- ⚠️ Fix the significant bug in the case of online training with image observation.
0.31
This version introduces minor changes. - Move `n_epochs` arguments to `fit` method. - Fix scikit-learn compatibility issues. - Fix zero-division error during online training.
0.30
Algorithm - Support Advantage-Weighted Actor-Critic (AWAC) - https://arxiv.org/abs/2006.09359 - `fit_online` method is available as a convenient alias to `d3rlpy.online.iterators.train` function. - unnormalizing action problem is fixed at AWR.
Metrics - The following metrics are available. - initial_state_value_estimation_scorer - https://arxiv.org/abs/1906.01624 - soft_opc_scorer - https://arxiv.org/abs/2007.09055
⚠️ MDPDataset - `d3rlpy.dataset` module is now implemented with Cython in order to speed up memory copies. - Following operations are significantly faster than the previous version. - creating `TransitionMiniBatch` object - frame stacking via `n_frames` argument - lambda return calculation at AWR algorithms - This change approximately makes Atari training 6% faster.
0.23
Algorithm - Support Advantage-Weighted Regression (AWR) - https://arxiv.org/abs/1910.00177 - `n_frames` option is added to all algorithms - `n_frames` option controls frame stacking for image observation - `eval_results_` property is added to all algorithms - evaluation results can be retrieved from `eval_results_` after training.

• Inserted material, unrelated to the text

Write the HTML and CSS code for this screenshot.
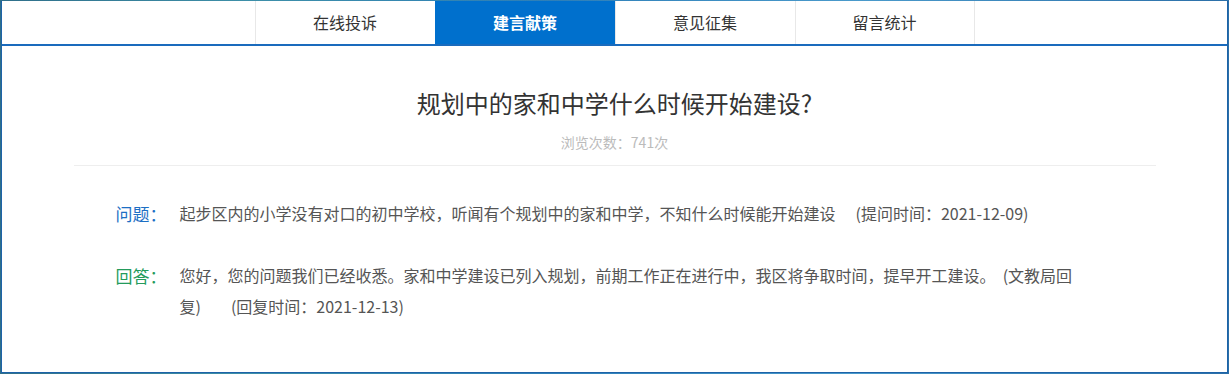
FILE: index.html
```html
<!DOCTYPE html>
<html lang="zh-CN">
<head>
    <meta charset="UTF-8">
    <title>建言献策 - 详情</title>
    <link rel="stylesheet" href="styles.css">
</head>
<body>

<div class="panel">
    <div class="nav">
        <div class="tab">在线投诉</div>
        <div class="tab active">建言献策</div>
        <div class="tab">意见征集</div>
        <div class="tab">留言统计</div>
    </div>

    <div class="detail">
        <div class="detail-head">
            <h1 class="title">规划中的家和中学什么时候开始建设?</h1>
            <div class="views">浏览次数：741次</div>
        </div>

        <div class="qa">
            <div class="qa-row">
                <span class="label ask">问题：</span>
                <p class="qa-text">起步区内的小学没有对口的初中学校，听闻有个规划中的家和中学，不知什么时候能开始建设<span class="time">(提问时间：2021-12-09)</span></p>
            </div>
            <div class="qa-row">
                <span class="label reply">回答：</span>
                <p class="qa-text">您好，您的问题我们已经收悉。家和中学建设已列入规划，前期工作正在进行中，我区将争取时间，提早开工建设。&nbsp; (文教局回复)<span class="time wide">(回复时间：2021-12-13)</span></p>
            </div>
        </div>
    </div>
</div>

</body>
</html>
```

FILE: styles.css
```css
* {
    margin: 0;
    padding: 0;
    box-sizing: border-box;
}

body {
    font-family: "Noto Sans CJK SC", "Liberation Sans", sans-serif;
    background: linear-gradient(90deg, #2f6f8a, #3d8fa8 20%, #2e7fb8 45%, #4a9acb 70%, #2b6fa8);
    color: #555;
    height: 374px;
    overflow: hidden;
}

.panel {
    margin: 1px 1px 0 1px;
    height: 372px;
    background: #fff;
    border: 1px solid #1d63a8;
    border-top: none;
}

/* top tabs */
.nav {
    display: flex;
    justify-content: center;
    height: 45px;
    border-bottom: 2px solid #1a6bbd;
}

.tab {
    width: 180px;
    border-left: 1px solid #e8e8e8;
    font-size: 16px;
    color: #333;
    text-align: center;
    line-height: 43px;
}

.tab:last-child {
    border-right: 1px solid #e8e8e8;
}

.tab.active {
    background: #0070cd;
    border-color: #0070cd;
    color: #fff;
    font-weight: bold;
}

/* article */
.detail {
    width: 1082px;
    margin: 0 auto;
}

.detail-head {
    text-align: center;
    padding: 40px 0 13px;
    border-bottom: 1px solid #eee;
}

.title {
    font-size: 24px;
    font-weight: normal;
    color: #333;
    line-height: 34px;
}

.views {
    font-size: 14px;
    color: #bbb;
    line-height: 20px;
    margin-top: 12px;
}

.qa {
    padding: 32px 0 0 42px;
}

.qa-row {
    display: flex;
    margin-bottom: 31px;
    font-size: 16px;
    line-height: 31px;
}

.label {
    flex: none;
    width: 64px;
    font-size: 17px;
}

.ask {
    color: #1d6fc4;
}

.reply {
    color: #249b5c;
}

.qa-text {
    width: 906px;
    color: #555;
}

.time {
    margin-left: 20px;
}

.time.wide {
    margin-left: 30px;
}
```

MDPDataset - `prev_transition` and `next_transition` properties are added to `d3rlpy.dataset.Transition`. - these properties are used for frame stacking and Monte-Carlo returns calculation at AWR.
Document - new tutorial page is added
0.22
Support ONNX export Now, the trained policy can be exported as ONNX as well as TorchScript
py cql.save_policy('policy.onnx', as_onnx=True)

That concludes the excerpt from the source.